● **PROBLEM TO WORK ON**:
Return only the number of lines that hold "image".

● **INFORMATION PROVIDED**:

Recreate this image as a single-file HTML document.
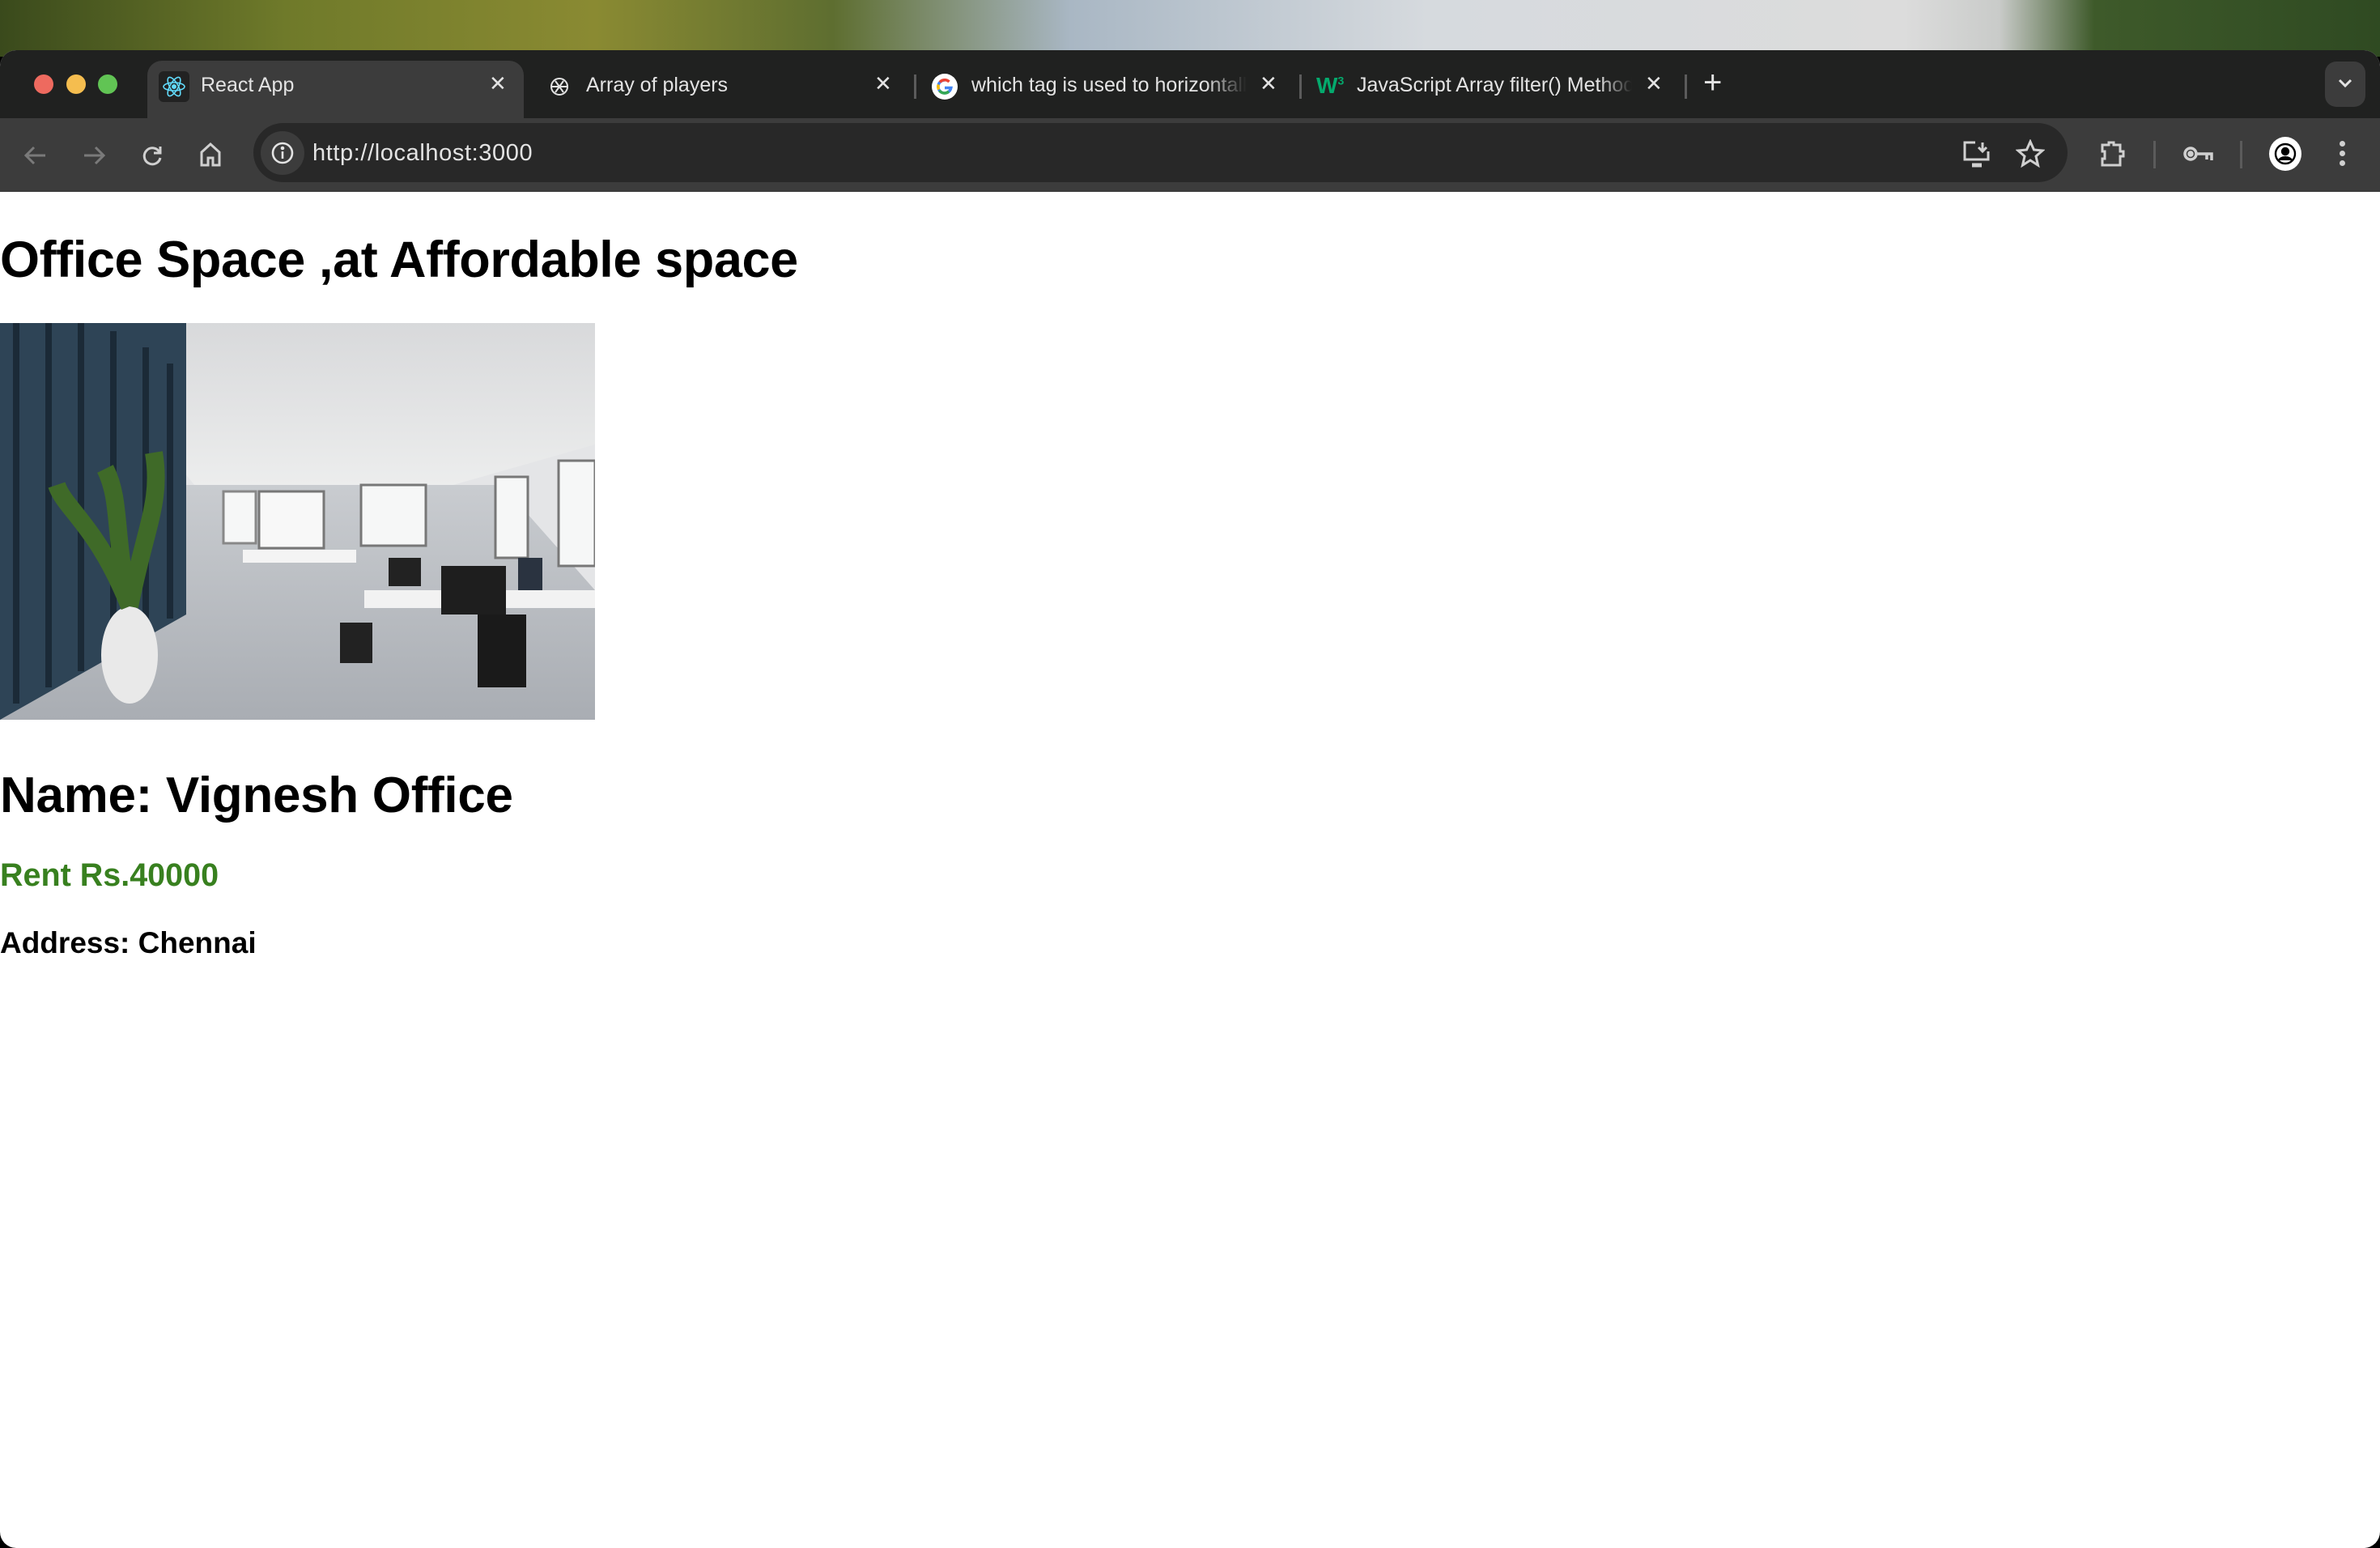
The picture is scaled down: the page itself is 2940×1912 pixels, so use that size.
<!DOCTYPE html>
<html><head><meta charset="utf-8"><style>
*{margin:0;padding:0;box-sizing:border-box}
body{width:2940px;height:1912px;overflow:hidden;background:#000;font-family:"Liberation Sans",sans-serif;position:relative}
.abs{position:absolute}
.wall{left:0;top:0;width:2940px;height:70px;background:linear-gradient(90deg,#3a4a1c 0%,#6f7a2a 12%,#8a8a32 25%,#5e6e30 35%,#a9b7c4 45%,#d6dade 60%,#dcdcdc 80%,#c9cbc9 84%,#3e5a2a 88%,#2f4a22 100%)}
.win{left:0;top:62px;width:2940px;height:1850px;background:#fff;border-radius:20px 20px 20px 20px;overflow:hidden}
.tabbar{left:0;top:0;width:2940px;height:84px;background:#202120}
.toolbar{left:0;top:84px;width:2940px;height:91px;background:#3c3c3c}
.tab{color:#e3e3e3;font-size:25px;white-space:nowrap;overflow:hidden}
.x{color:#e3e3e3;font-size:26px}
.sep{width:3px;height:30px;background:#5b5b5b}
.content{color:#000;font-weight:bold;white-space:nowrap}
</style></head><body>
<div class="abs wall"></div>
<div class="abs win">
 <div class="abs tabbar"></div>
 <div class="abs" style="left:42px;top:30px;width:24px;height:24px;border-radius:50%;background:#ee6a5f"></div>
 <div class="abs" style="left:82px;top:30px;width:24px;height:24px;border-radius:50%;background:#f5bd4f"></div>
 <div class="abs" style="left:121px;top:30px;width:24px;height:24px;border-radius:50%;background:#61c454"></div>
 <div class="abs" style="left:182px;top:13px;width:465px;height:72px;background:#3c3c3c;border-radius:18px 18px 0 0"></div>
 <div class="abs" style="left:196px;top:26px;width:38px;height:38px;background:#222;border-radius:6px"></div>
 <svg class="abs" style="left:200px;top:30px" width="30" height="30" viewBox="0 0 30 30" fill="none" stroke="#61dafb" stroke-width="1.6"><ellipse cx="15" cy="15" rx="13" ry="5"/><ellipse cx="15" cy="15" rx="13" ry="5" transform="rotate(60 15 15)"/><ellipse cx="15" cy="15" rx="13" ry="5" transform="rotate(-60 15 15)"/><circle cx="15" cy="15" r="2.2" fill="#61dafb"/></svg>
 <div class="abs tab" style="left:248px;top:29px">React App</div>
 <div class="abs x" style="left:604px;top:26px">✕</div>
 <svg class="abs" style="left:676px;top:30px" width="30" height="30" viewBox="0 0 30 30" fill="none" stroke="#e3e3e3" stroke-width="2"><circle cx="15" cy="15" r="10"/><path d="M10 8 L20 22 M20 8 L10 22 M5 15 H25"/></svg>
 <div class="abs tab" style="left:724px;top:29px">Array of players</div>
 <div class="abs x" style="left:1080px;top:26px">✕</div>
 <div class="abs sep" style="left:1129px;top:30px"></div>
 <svg class="abs" style="left:1150px;top:28px" width="34" height="34" viewBox="0 0 34 34"><circle cx="17" cy="17" r="16" fill="#fff"/><path d="M17 9a8 8 0 1 0 7.8 9.5H17" fill="none" stroke="#4285f4" stroke-width="3.5"/><path d="M11 11.5a8 8 0 0 1 11.5-.5" fill="none" stroke="#ea4335" stroke-width="3.5"/><path d="M9.3 14.5a8 8 0 0 0 .4 6" fill="none" stroke="#fbbc05" stroke-width="3.5"/><path d="M10.5 22a8 8 0 0 0 11.5 1" fill="none" stroke="#34a853" stroke-width="3.5"/></svg>
 <div class="abs tab" style="left:1200px;top:29px;width:340px;-webkit-mask-image:linear-gradient(90deg,#000 85%,transparent)">which tag is used to horizontally</div>
 <div class="abs x" style="left:1556px;top:26px">✕</div>
 <div class="abs sep" style="left:1605px;top:30px"></div>
 <div class="abs" style="left:1626px;top:28px;color:#04aa6d;font-weight:bold;font-size:28px">W<sup style="font-size:14px">3</sup></div>
 <div class="abs tab" style="left:1676px;top:29px;width:340px;-webkit-mask-image:linear-gradient(90deg,#000 88%,transparent)">JavaScript Array filter() Method</div>
 <div class="abs x" style="left:2032px;top:26px">✕</div>
 <div class="abs sep" style="left:2081px;top:30px"></div>
 <div class="abs" style="left:2104px;top:18px;color:#e3e3e3;font-size:40px">+</div>
 <div class="abs" style="left:2872px;top:14px;width:50px;height:56px;background:#3c3c3c;border-radius:14px"></div>
 <svg class="abs" style="left:2888px;top:35px" width="18" height="12" viewBox="0 0 18 12" fill="none" stroke="#e3e3e3" stroke-width="3"><path d="M2 2 L9 9 L16 2"/></svg>
 <div class="abs toolbar"></div>
 <svg class="abs" style="left:28px;top:114px" width="32" height="32" viewBox="0 0 32 32" fill="none" stroke="#7a7a7a" stroke-width="3"><path d="M28 16H5 M14 6 L4 16 L14 26"/></svg>
 <svg class="abs" style="left:100px;top:114px" width="32" height="32" viewBox="0 0 32 32" fill="none" stroke="#7a7a7a" stroke-width="3"><path d="M4 16H27 M18 6 L28 16 L18 26"/></svg>
 <svg class="abs" style="left:172px;top:114px" width="32" height="32" viewBox="0 0 32 32" fill="none" stroke="#d0d0d0" stroke-width="3"><path d="M25 12A10 10 0 1 0 26 19"/><path d="M26 5V13H18" /></svg>
 <svg class="abs" style="left:244px;top:112px" width="32" height="34" viewBox="0 0 32 34" fill="none" stroke="#d0d0d0" stroke-width="3"><path d="M5 14 L16 4 L27 14 V30 H19 V21 H13 V30 H5 Z"/></svg>
 <div class="abs" style="left:313px;top:90px;width:2241px;height:73px;background:#282828;border-radius:37px"></div>
 <div class="abs" style="left:322px;top:100px;width:54px;height:54px;background:#3c3c3c;border-radius:50%"></div>
 <svg class="abs" style="left:333px;top:111px" width="32" height="32" viewBox="0 0 32 32" fill="none" stroke="#e3e3e3" stroke-width="2.6"><circle cx="16" cy="16" r="12"/><path d="M16 14V23"/><circle cx="16" cy="10" r="1" fill="#e3e3e3"/></svg>
 <div class="abs" style="left:386px;top:111px;color:#e3e3e3;font-size:29px;letter-spacing:0.6px">http://localhost:3000</div>
 <svg class="abs" style="left:2424px;top:111px" width="36" height="34" viewBox="0 0 36 34" fill="none" stroke="#d0d0d0" stroke-width="3"><path d="M16 3H3V24H32V14"/><path d="M25 3V14 M20 9 L25 14 L30 9"/><path d="M12 31H24" stroke-width="5"/></svg>
 <svg class="abs" style="left:2490px;top:110px" width="36" height="36" viewBox="0 0 36 36" fill="none" stroke="#d0d0d0" stroke-width="3"><path d="M18 3 L22.5 13 L33 14 L25 21 L27.5 32 L18 26 L8.5 32 L11 21 L3 14 L13.5 13 Z"/></svg>
 <svg class="abs" style="left:2592px;top:110px" width="36" height="36" viewBox="0 0 36 36" fill="none" stroke="#d0d0d0" stroke-width="3"><path d="M5 7H13V4H19V7H27V15H31V21H27V32H5V24H8V15H5Z"/></svg>
 <div class="abs sep" style="left:2660px;top:112px;height:34px"></div>
 <svg class="abs" style="left:2696px;top:114px" width="40" height="28" viewBox="0 0 40 28" fill="none" stroke="#d0d0d0" stroke-width="3.5"><circle cx="10" cy="14" r="7"/><path d="M17 14H36V22 M30 14V21"/><circle cx="10" cy="14" r="2" fill="#d0d0d0"/></svg>
 <div class="abs sep" style="left:2767px;top:112px;height:34px"></div>
 <div class="abs" style="left:2803px;top:107px;width:40px;height:42px;background:#fff;border-radius:50%"></div>
 <svg class="abs" style="left:2808px;top:113px" width="30" height="30" viewBox="0 0 30 30" fill="none" stroke="#000" stroke-width="2.4"><circle cx="15" cy="15" r="12"/><circle cx="15" cy="12" r="4" fill="#000"/><path d="M7 23c3-5 13-5 16 0" fill="#000"/></svg>
 <div class="abs" style="left:2890px;top:112px;width:7px;height:7px;border-radius:50%;background:#d0d0d0;box-shadow:0 12px 0 #d0d0d0,0 24px 0 #d0d0d0"></div>

 <div class="abs content" style="left:0;top:228px;font-size:63px;line-height:63px;letter-spacing:-0.4px">Office Space ,at Affordable space</div>
 <svg class="abs" style="left:0;top:337px" width="735" height="490" viewBox="0 0 735 490">
  <defs>
   <linearGradient id="ceil" x1="0" y1="0" x2="0" y2="1"><stop offset="0" stop-color="#d8d9db"/><stop offset="1" stop-color="#eceded"/></linearGradient>
   <linearGradient id="floor" x1="0" y1="0" x2="0" y2="1"><stop offset="0" stop-color="#c9ccd0"/><stop offset="1" stop-color="#a9adb3"/></linearGradient>
  </defs>
  <rect width="735" height="490" fill="#e4e5e7"/>
  <polygon points="0,0 735,0 735,150 560,200 240,200 200,150 160,0" fill="url(#ceil)"/>
  <polygon points="220,200 620,200 735,330 735,490 0,490 0,420" fill="url(#floor)"/>
  <polygon points="0,0 230,0 230,360 0,490" fill="#2e4456"/>
  <g stroke="#1b2a37" stroke-width="8"><path d="M20 0V470 M60 0V450 M100 0V430 M140 10V410 M180 30V380 M210 50V365"/></g>
  <rect x="276" y="208" width="40" height="64" fill="#f6f7f7" stroke="#888" stroke-width="3"/>
  <rect x="320" y="208" width="80" height="70" fill="#f8f8f8" stroke="#777" stroke-width="3"/>
  <rect x="446" y="200" width="80" height="75" fill="#f6f7f7" stroke="#777" stroke-width="3"/>
  <rect x="612" y="190" width="40" height="100" fill="#f6f7f7" stroke="#777" stroke-width="3"/>
  <rect x="690" y="170" width="45" height="130" fill="#f6f7f7" stroke="#777" stroke-width="3"/>
  <rect x="300" y="280" width="140" height="16" fill="#f4f4f4"/>
  <rect x="450" y="330" width="285" height="22" fill="#f2f2f2"/>
  <rect x="480" y="290" width="40" height="35" fill="#222"/>
  <rect x="545" y="300" width="80" height="60" fill="#1e1e1e"/>
  <rect x="640" y="290" width="30" height="40" fill="#2a3340"/>
  <path d="M590 360 h60 v90 h-60 z" fill="#1a1a1a"/>
  <path d="M420 370 h40 v50 h-40 z" fill="#222"/>
  <ellipse cx="160" cy="410" rx="35" ry="60" fill="#e9e9e9"/>
  <path d="M160 350 C120 250 80 230 70 200 M160 350 C180 250 200 220 190 160 M160 350 C140 260 150 220 130 180" stroke="#3f6a28" stroke-width="22" fill="none"/>
 </svg>
 <div class="abs content" style="left:0;top:890px;font-size:62px;line-height:62px;letter-spacing:-0.3px">Name: Vignesh Office</div>
 <div class="abs content" style="left:0;top:1000px;font-size:39.5px;line-height:39.5px;color:#38801f">Rent Rs.40000</div>
 <div class="abs content" style="left:0;top:1084px;font-size:37px;line-height:37px">Address: Chennai</div>
</div>
</body></html>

● **TASK ANSWER**:
3